Display, Build, and Design
The design remains unchanged, but the 14-inch XDR display remains one of Apple’s strongest features. The panel still delivers:
- 1,000 nits sustained brightness
- 1,600 nits peak HDR
- Accurate colours and deep contrast
The keyboard feels sturdy, and the trackpad continues to set the standard for laptops. Even without a redesign, the M5 does not feel outdated. The changes under the hood matter more than cosmetic updates.
Storage and Memory: Small Gains With Real Impact
I tested the configuration with:
- 32GB unified memory
- 2TB SSD
- 153GB/s memory bandwidth (up from 120GB/s on M4)
The bandwidth increase makes the system smoother when switching between apps. Moving from Photoshop to Final Cut while keeping several Chrome tabs open feels natural.
The SSD also manages large media libraries more efficiently. Final Cut Pro, DaVinci Resolve, and Lightroom generate heavy caches, and the M5 processes these without the small pauses that sometimes appeared on older models.
Software and Compatibility
macOS Sequoia feels polished on the M5. Legacy apps run the way they should, although many will need updates to take advantage of neural processing.
If you rely on very old plug-ins or specialised enterprise software, compatibility checks are still necessary. For general users, creative professionals, and developers, everything runs smoothly.
India Pricing and Who Should Consider It
The M5 MacBook Pro starts around ₹1,89,900 depending on configuration.
This is a premium price, but for professionals who rely on uptime, battery life, and consistent performance, the cost makes sense over several years. This laptop is built to last through long workloads and constant travel.
Small Improvements That Big Sites Rarely Mention
After a full week, these little upgrades became clear:
- External 6K monitor support is smoother
- Final Cut libraries load faster due to a more efficient SSD controller
- Heat spreads more evenly across the body
- The system wakes instantly without the brief brightness drop seen on older models
- Spotlight indexing no longer slows down the system in the first hour of setup
- Background tasks like Time Machine do not drag the interface
These subtle gains matter more during long-term ownership than spec sheet comparisons.
Pros and Cons
Pros
- Very strong AI and GPU gains
- All-day battery life in real use
- Quiet thermals
- Faster memory bandwidth
- Smooth performance with creative apps
- Stable during long sessions
Cons
- Older apps still need updates
- High price
- No visual redesign
- No touchscreen
- Some Windows competitors offer more ports
Final Verdict: A Practical Upgrade for People Who Work Hard
The M5 MacBook Pro is not a flashy release.

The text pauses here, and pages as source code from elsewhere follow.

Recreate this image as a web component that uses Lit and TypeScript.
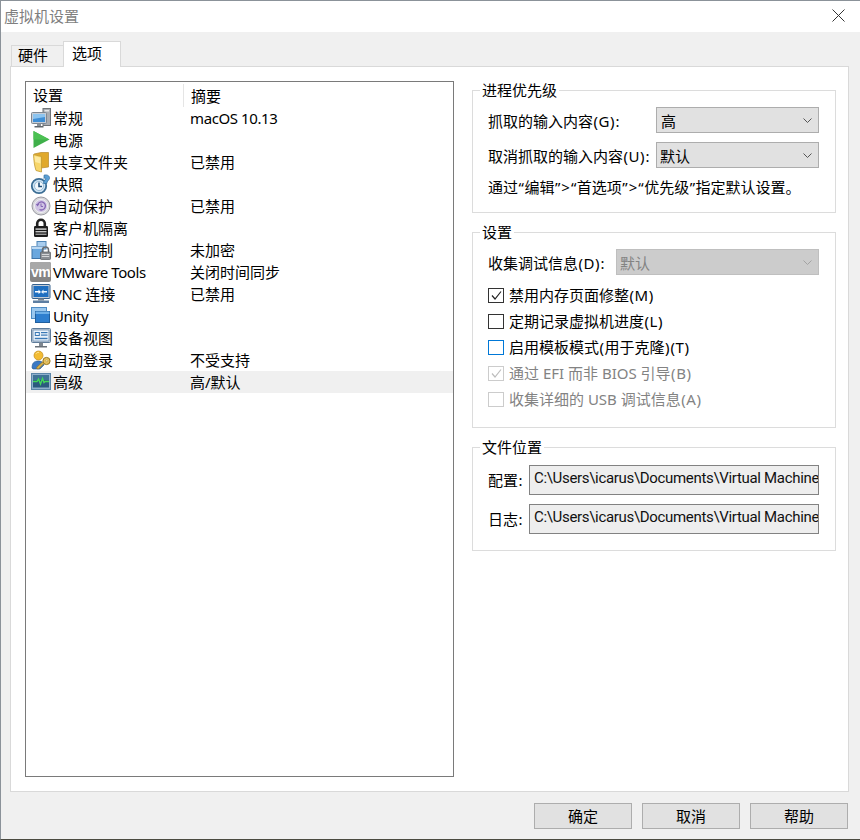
import { LitElement, html, css, svg } from "lit";
import { customElement } from "lit/decorators.js";

const wrap = (c: unknown) => html`<svg class="ic" width="20" height="20" viewBox="0 0 20 20">${c}</svg>`;

const icons: Record<string, unknown> = {
  general: wrap(svg`
    <rect x="12" y="0.5" width="7.5" height="17" fill="#a9adb3" stroke="#6f7478"/>
    <rect x="13.5" y="2" width="4.5" height="1.5" fill="#e4e6e8"/>
    <rect x="0.5" y="4.5" width="15" height="11" rx="1" fill="#c6cdd6" stroke="#7d8791"/>
    <rect x="2" y="6" width="12" height="8" fill="#3f8fd6"/>
    <path d="M2 6h12v3L2 11z" fill="#8cc4ef"/>
    <rect x="6" y="15.5" width="4" height="2.5" fill="#8a9097"/>
    <rect x="3.5" y="18" width="9" height="1.5" fill="#5f666c"/>`),
  power: wrap(svg`<path d="M2.5 1L18.5 9.5L2.5 18z" fill="#3fb04a"/><path d="M2.5 1L18.5 9.5L2.5 9.5z" fill="#4cc153"/>`),
  folder: wrap(svg`
    <path d="M3 2L10 0.5H17.5V15L10 16Z" fill="#e0a92c" stroke="#b98a2a" stroke-width=".7"/>
    <path d="M2.5 2.5L10.5 4.5V20L5 18.5C3.4 14 2.8 8 2.5 2.5Z" fill="#f7d66a" stroke="#c19a35" stroke-width=".8"/>
    <path d="M3.5 4L9.5 5.6V11.5L4.2 10Z" fill="#fdeaa0"/>`),
  snapshot: wrap(svg`
    <circle cx="8" cy="12" r="7.2" fill="#cfe4f4" stroke="#3b6d94" stroke-width="1.8"/>
    <circle cx="8" cy="12" r="4.5" fill="#f3f8fc" stroke="#86aecb" stroke-width=".8"/>
    <path d="M8 8.5V12.5H11" fill="none" stroke="#21507a" stroke-width="1.6"/>
    <path d="M13 1.2C16 0.2 19 1.8 18.5 4.5C18 6.5 15.8 7 15.8 9.5H12.5C12.5 6.5 15 5.5 14.8 4C14.2 3.5 13.5 3.8 13 4.5Z" fill="#5a9fd4" stroke="#2f6a9b" stroke-width=".7"/>`),
  autoprotect: wrap(svg`
    <circle cx="10" cy="10" r="9" fill="#d6d6da" stroke="#9a9aa2"/>
    <circle cx="10" cy="10" r="6.5" fill="#cfc4e4" stroke="#f1f1f3"/>
    <path d="M6.5 9A4 4 0 1 1 8.5 13.5" fill="none" stroke="#8466b4" stroke-width="1.3"/>
    <path d="M4.8 8L8.3 8L6.5 10.6Z" fill="#8466b4"/>
    <path d="M10 7.5V10.5H12" fill="none" stroke="#8466b4" stroke-width="1"/>`),
  lock: wrap(svg`
    <path d="M6.2 9V5.5a3.8 3.8 0 0 1 7.6 0V9" fill="none" stroke="#222" stroke-width="2.6"/>
    <rect x="3" y="8" width="14" height="11" rx="1.2" fill="#1c1c1c"/>
    <rect x="4.5" y="10.4" width="11" height="1.4" fill="#d6d6d6"/>
    <rect x="4.5" y="13" width="11" height="1.4" fill="#c4c4c4"/>
    <rect x="4.5" y="15.6" width="11" height="1.4" fill="#9a9a9a"/>`),
  access: wrap(svg`
    <rect x="6" y="1.5" width="9" height="7.5" fill="#a9cdee" stroke="#4f86b8"/>
    <rect x="1" y="6.5" width="11" height="12" fill="#6aa7de" stroke="#3f74a8"/>
    <rect x="1" y="6.5" width="11" height="2.5" fill="#bcd9f3"/>
    <path d="M11.5 12V10a3 3 0 0 1 6 0v2" fill="none" stroke="#6a6e73" stroke-width="1.5"/>
    <rect x="9.5" y="12" width="10" height="7.5" rx=".8" fill="#8a8e93" stroke="#55595d" stroke-width=".7"/>
    <rect x="10.8" y="14" width="7.4" height="1" fill="#d5d7d9"/><rect x="10.8" y="16" width="7.4" height="1" fill="#d5d7d9"/>`),
  vmware: wrap(svg`
    <rect x="-1" y="0" width="21" height="20" rx="2" fill="#858585"/>
    <path d="M-1 2a2 2 0 0 1 2-2h17a2 2 0 0 1 2 2v6H-1z" fill="#a8a8a8"/>
    <text x="9.5" y="15" text-anchor="middle" font-family="Liberation Sans, sans-serif" font-weight="700" font-size="14" letter-spacing="-0.7" fill="#fff">vm</text>`),
  vnc: wrap(svg`
    <rect x="1" y="0.5" width="18" height="14" rx="1" fill="#c5cdd6" stroke="#33608e"/>
    <rect x="2.5" y="2" width="15" height="11" fill="#1f6fc0"/>
    <path d="M4 7h3.5V5.5L10 8 7.5 10V8.5H4z" fill="#fff"/>
    <path d="M16 7h-3.5V5.5L10 8l2.5 2V8.5H16z" fill="#e6f2fc"/>
    <rect x="7" y="14.5" width="6" height="2" fill="#7f8790"/>
    <rect x="2" y="16.5" width="16" height="2.5" fill="#5d7ea2"/>`),
  unity: wrap(svg`
    <rect x="0.5" y="1.5" width="15" height="11" fill="#9cc8ee" stroke="#4f8cc4"/>
    <rect x="4.5" y="5.5" width="14" height="11" fill="#2f7fcf" stroke="#215f9e"/>
    <rect x="4.5" y="5.5" width="14" height="2.5" fill="#6fb0e8"/>`),
  device: wrap(svg`
    <rect x="0.5" y="0.5" width="19" height="14" rx="1" fill="#c4ccd5" stroke="#5e7c9b"/>
    <rect x="2" y="2" width="16" height="11" fill="#eaf2fa" stroke="#6c90b3" stroke-width=".8"/>
    <rect x="3.8" y="4" width="5" height="4" fill="#3a78b5"/>
    <rect x="4.8" y="5" width="3" height="2" fill="#eaf2fa"/>
    <rect x="10" y="4" width="6.5" height="1.2" fill="#3a78b5"/><rect x="10" y="6.5" width="6.5" height="1.2" fill="#3a78b5"/>
    <rect x="3.8" y="9.8" width="12.7" height="1.4" fill="#3a78b5"/>
    <rect x="8" y="14.5" width="4" height="3.5" fill="#7f8790"/>
    <rect x="4" y="18" width="12" height="1.5" fill="#6a7178"/>`),
  autologin: wrap(svg`
    <path d="M1 18C1 13 3 11 7.5 11C11 11 13 13 13 15L9 19H2Z" fill="#3a79c4" stroke="#27598f" stroke-width=".6"/>
    <circle cx="7.5" cy="5.5" r="4.5" fill="#f3bc33" stroke="#bf8b1e" stroke-width=".7"/>
    <path d="M5 3.8a3 3 0 0 1 3-1.5" stroke="#fde59a" stroke-width="1" fill="none"/>
    <circle cx="15.5" cy="11" r="3.6" fill="#e6c05d" stroke="#96761f"/>
    <circle cx="15.8" cy="10.8" r="1" fill="#fff4c7" stroke="#96761f" stroke-width=".4"/>
    <path d="M13 13.5L7.5 19L5.5 18.5L6 17L11.5 12Z" fill="#dcb24a" stroke="#96761f" stroke-width=".7"/>`),
  advanced: wrap(svg`
    <rect x="0.5" y="1.5" width="19" height="16" fill="#8fb0cc" stroke="#5c86a9"/>
    <rect x="2" y="3" width="16" height="12.5" fill="#2b5a7e"/>
    <rect x="2" y="3" width="16" height="5" fill="#3f7396"/>
    <path d="M2 9.5H6L7.5 7L9.5 12L11.5 6.5L13 10.5L14.2 9.5H18" fill="none" stroke="#42d75a" stroke-width="1.4"/>`),
};

const rows: [string, string, string][] = [
  ["general", "常规", "macOS 10.13"],
  ["power", "电源", ""],
  ["folder", "共享文件夹", "已禁用"],
  ["snapshot", "快照", ""],
  ["autoprotect", "自动保护", "已禁用"],
  ["lock", "客户机隔离", ""],
  ["access", "访问控制", "未加密"],
  ["vmware", "VMware Tools", "关闭时间同步"],
  ["vnc", "VNC 连接", "已禁用"],
  ["unity", "Unity", ""],
  ["device", "设备视图", ""],
  ["autologin", "自动登录", "不受支持"],
  ["advanced", "高级", "高/默认"],
];

const chevron = html`<svg class="chev" width="9" height="5" viewBox="0 0 9 5"><path d="M0.5 0.5L4.5 4.5L8.5 0.5" fill="none" stroke="currentColor"/></svg>`;
const tick = html`<svg width="13" height="13" viewBox="0 0 13 13"><path d="M2 6.5L5 10L11 2.5" fill="none" stroke="currentColor" stroke-width="1.2"/></svg>`;

/* The reference's punctuation sits about a pixel wider than Noto Sans; Latin in list rows a touch narrower. */
const punct = (t: string) =>
  t.split(/([()“”>:])/).map((s, i) => (i % 2 ? html`<span class="p">${s}</span>` : s));
const latin = (t: string) =>
  t.split(/([A-Za-z0-9. ]+)/).map((s, i) => (i % 2 ? html`<span class="l">${s}</span>` : s));

@customElement("app-root")
export class AppRoot extends LitElement {
  static styles = css`
    :host { display: block; }
    * { box-sizing: border-box; }
    .win {
      width: 860px; height: 840px; display: flex; flex-direction: column;
      background: #f0f0f0; color: #000; border-top: 1px solid #8b9299; border-left: 1px solid #8b9299;
      border-bottom: 1px solid #4a4a40;
      font: 15px/20px "Noto Sans", "Noto Sans CJK SC", sans-serif;
    }
    .p { padding: 0 0.5px; }
    .l { letter-spacing: -0.4px; }
    .title {
      height: 31px; flex: none; background: #fff; display: flex; align-items: center; justify-content: space-between;
      padding: 0 15px 2px 3px; color: #7f7f7f;
    }
    .tabs { height: 35px; flex: none; display: flex; align-items: flex-end; padding-left: 10px; margin-bottom: -1px; }
    .tab { border: 1px solid #d9d9d9; border-bottom: 0; position: relative; }
    .tab.off { width: 52px; height: 22px; padding-left: 6px; line-height: 18px; border-right: 0; }
    .tab.on { width: 58px; height: 26px; background: #fff; padding-left: 8px; line-height: 23px; z-index: 1; }
    .panel {
      height: 726px; flex: none; margin: 0 11px 0 9px; background: #fff; border: 1px solid #d9d9d9;
      padding: 14px 12px 14px 14px; display: grid; grid-template-columns: 429px 364px; column-gap: 18px;
    }
    .list { border: 1px solid #7a7a7a; background: #fff; padding-top: 1px; }
    .row, .head { display: grid; grid-template-columns: 158px 1fr; height: 22px; align-items: center; }
    .head { height: 24px; }
    .head div:first-child { padding: 1px 0 0 7px; border-right: 1px solid #e5e5e5; height: 23px; }
    .head div:last-child { padding: 2px 0 0 7px; }
    .row { grid-template-columns: 164px 1fr; }
    .row.sel { background: #f0f0f0; }
    .name { display: flex; align-items: center; padding-left: 5px; gap: 2px; white-space: nowrap; }
    .ic { flex: none; display: block; overflow: visible; }
    .side { display: flex; flex-direction: column; gap: 10px; }
    fieldset { margin: 0; padding: 0; border: 1px solid #dcdcdc; min-width: 0; }
    legend { margin-left: -8px; padding: 0 2px; line-height: 18px; }
    .g1 { height: 132px; padding: 8px 16px 0 15px; }
    .g2 { height: 205px; padding: 8px 16px 0 15px; }
    .g3 { height: 113px; padding: 9px 16px 0 15px; }
    .line { display: flex; align-items: center; justify-content: space-between; height: 26px; margin-bottom: 9px; white-space: nowrap; }
    .line.flush { margin-bottom: 0; }
    .line > span { padding-top: 2px; }
    .note { white-space: nowrap; height: 20px; }
    .sel-box {
      height: 26px; background: #e1e1e1; border: 1px solid #adadad; display: flex; align-items: center;
      justify-content: space-between; padding: 2px 6px 0 3px; color: #000; flex: none;
    }
    .sel-box.w1 { width: 163px; }
    .sel-box.w1.pad { padding-left: 4px; }
    .sel-box.w2 { width: 203px; background: #cccccc; border-color: #bfbfbf; color: #838383; }
    .chev { color: #555; flex: none; margin-top: -2px; }
    .w2 .chev { color: #a3a3a3; }
    .check { display: flex; align-items: center; gap: 5px; height: 26px; white-space: nowrap; }
    .box { width: 16px; height: 15px; border: 1px solid #333; background: #fff; display: flex; align-items: center; justify-content: center; color: #222; flex: none; margin-top: 1px; }
    .check.focus .box { border-color: #0078d7; }
    .check.dis { color: #838383; }
    .check.dis .box { border-color: #cccccc; color: #bdbdbd; }
    .checks { margin-top: 7px; }
    .field { display: flex; align-items: center; justify-content: space-between; height: 30px; margin-bottom: 9px; white-space: nowrap; }
    .input {
      width: 290px; height: 30px; background: #eeeeee; border: 1px solid #828282; padding: 0 0 0 4px; line-height: 24px;
      overflow: hidden; color: #111; font-family: Roboto, sans-serif; letter-spacing: -0.32px;
    }
    .foot { flex: 1; display: flex; justify-content: flex-end; gap: 10px; padding: 11px 12px 0 0; }
    .btn { width: 98px; height: 26px; background: #e1e1e1; border: 1px solid #adadad; text-align: center; line-height: 24px; }
  `;

  render() {
    return html`<div class="win">
      <div class="title"><span>虚拟机设置</span>
        <svg width="13" height="13" viewBox="0 0 13 13"><path d="M0.5 0.5L12.5 12.5M12.5 0.5L0.5 12.5" stroke="#333" fill="none"/></svg>
      </div>
      <div class="tabs"><div class="tab off">硬件</div><div class="tab on">选项</div></div>
      <div class="panel">
        <div class="list">
          <div class="head"><div>设置</div><div>摘要</div></div>
          ${rows.map(([ic, a, b]) => html`<div class="row ${ic === "advanced" ? "sel" : ""}">
            <div class="name">${icons[ic]}<span>${latin(a)}</span></div><div>${latin(b)}</div></div>`)}
        </div>
        <div class="side">
          <fieldset class="g1"><legend>进程优先级</legend>
            <div class="line"><span>${punct("抓取的输入内容(G):")}</span><div class="sel-box w1 pad"><span>高</span>${chevron}</div></div>
            <div class="line"><span>${punct("取消抓取的输入内容(U):")}</span><div class="sel-box w1"><span>默认</span>${chevron}</div></div>
            <div class="note">${punct("通过“编辑”>“首选项”>“优先级”指定默认设置。")}</div>
          </fieldset>
          <fieldset class="g2"><legend>设置</legend>
            <div class="line flush"><span>${punct("收集调试信息(D):")}</span><div class="sel-box w2"><span>默认</span>${chevron}</div></div>
            <div class="checks">
              <div class="check"><div class="box">${tick}</div><span>${punct("禁用内存页面修整(M)")}</span></div>
              <div class="check"><div class="box"></div><span>${punct("定期记录虚拟机进度(L)")}</span></div>
              <div class="check focus"><div class="box"></div><span>${punct("启用模板模式(用于克隆)(T)")}</span></div>
              <div class="check dis"><div class="box">${tick}</div><span>${punct("通过 EFI 而非 BIOS 引导(B)")}</span></div>
              <div class="check dis"><div class="box"></div><span>${punct("收集详细的 USB 调试信息(A)")}</span></div>
            </div>
          </fieldset>
          <fieldset class="g3"><legend>文件位置</legend>
            <div class="field"><span>${punct("配置:")}</span><div class="input">C:\\Users\\icarus\\Documents\\Virtual Machine</div></div>
            <div class="field"><span>${punct("日志:")}</span><div class="input">C:\\Users\\icarus\\Documents\\Virtual Machine</div></div>
          </fieldset>
        </div>
      </div>
      <div class="foot"><div class="btn">确定</div><div class="btn">取消</div><div class="btn">帮助</div></div>
    </div>`;
  }
}
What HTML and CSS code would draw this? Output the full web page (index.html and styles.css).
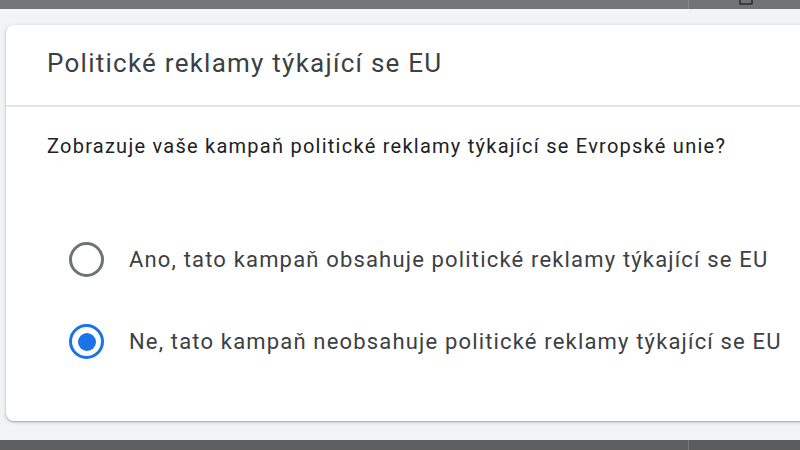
FILE: index.html
```html
<!DOCTYPE html>
<html lang="cs">
<head>
  <meta charset="UTF-8">
  <title>Politické reklamy týkající se EU</title>
  <link rel="stylesheet" href="styles.css">
</head>
<body>

  <!-- horní lišta -->
  <div class="topbar">
    <div class="topbar-main"></div>
    <div class="topbar-side"><span class="topbar-icon"></span></div>
  </div>

  <div class="page">
    <section class="card">
      <header class="card-head">
        <h2>Politické reklamy týkající se EU</h2>
      </header>

      <div class="card-body">
        <p class="question">Zobrazuje vaše kampaň politické reklamy týkající se Evropské unie?</p>

        <div class="options">
          <label class="option">
            <input type="radio" name="eu" value="yes">
            <span class="radio"></span>
            <span class="label-text">Ano, tato kampaň obsahuje politické reklamy týkající se EU</span>
          </label>
          <label class="option">
            <input type="radio" name="eu" value="no" checked>
            <span class="radio"></span>
            <span class="label-text">Ne, tato kampaň neobsahuje politické reklamy týkající se EU</span>
          </label>
        </div>
      </div>
    </section>
  </div>

  <div class="bottombar">
    <div class="bottombar-main"></div>
    <div class="bottombar-side"></div>
  </div>

</body>
</html>
```

FILE: styles.css
```css
/* リセット */
*, *::before, *::after { margin:0; padding:0; box-sizing:border-box; }
html, body { width:100%; height:100%; overflow:hidden; }
body {
  background:#f1f3f4;
  font-family:Roboto,'Noto Sans',sans-serif;
  display:flex; flex-direction:column;
}

/* 上のバー */
.topbar { display:flex; height:9px; flex-shrink:0; }
.topbar-main { flex:1; background:#767676; }
.topbar-side {
  width:112px; background:#727272;
  border-left:1px solid #868686;
  position:relative;
}
.topbar-icon {
  position:absolute; left:50px; top:-6px;
  width:14px; height:11px;
  border:2px solid #3c3c3c; border-radius:1px;
}

/* 中央のカード */
.page { flex:1; padding:16px 0 19px 6px; }
.card {
  width:820px; height:396px;
  background:#fff;
  border-radius:8px 0 0 8px;
  box-shadow:0 1px 2px rgba(60,64,67,0.35), 0 1px 4px rgba(60,64,67,0.15);
  display:flex; flex-direction:column;
}
.card-head {
  height:82px;
  padding:23px 0 0 41px;
  border-bottom:2px solid #e3e4e6;
}
.card-head h2 {
  font-size:26px; line-height:30px; font-weight:400; color:#3c4043;
  letter-spacing:1.25px;
}

.card-body { padding:27px 0 0 41px; }
.question {
  font-size:20px; line-height:24px; color:#202124;
  letter-spacing:1.25px;
}

/* ラジオボタン */
.options {
  display:flex; flex-direction:column; gap:47px;
  margin-top:84px; padding-left:22px;
}
.option { display:flex; align-items:center; cursor:pointer; }
.option input { display:none; }
.radio {
  width:35px; height:35px; border-radius:50%;
  border:3px solid #6f7276;
  display:flex; align-items:center; justify-content:center;
  flex-shrink:0;
}
.option input:checked + .radio { border-color:#1a73e8; }
.option input:checked + .radio::after {
  content:''; width:18px; height:18px; border-radius:50%;
  background:#1a73e8;
}
.label-text {
  margin-left:25px;
  font-size:22px; line-height:26px; color:#3c4043;
  letter-spacing:1.17px;
}

/* 下のバー */
.bottombar { display:flex; height:10px; flex-shrink:0; }
.bottombar-main { flex:1; background:#5f5f5f; }
.bottombar-side { width:112px; background:#5c5c5c; border-left:1px solid #777; }
```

It doesn’t need to be. It delivers steady power, longer battery life, and a level of consistency that shows up when you push it for hours.
If you work with:
- Video editing
- 3D rendering
- AI art tools
- RAW photos
- Heavy multitasking
you will feel the difference every day. The gains are real, not theoretical.
If you have an M2 or older, this is a clear upgrade.
If you have an M4, upgrade only if your daily work depends on AI or GPU-heavy tasks.
Rating: 9.3/10 — A reliable, future-ready machine for creators and professionals.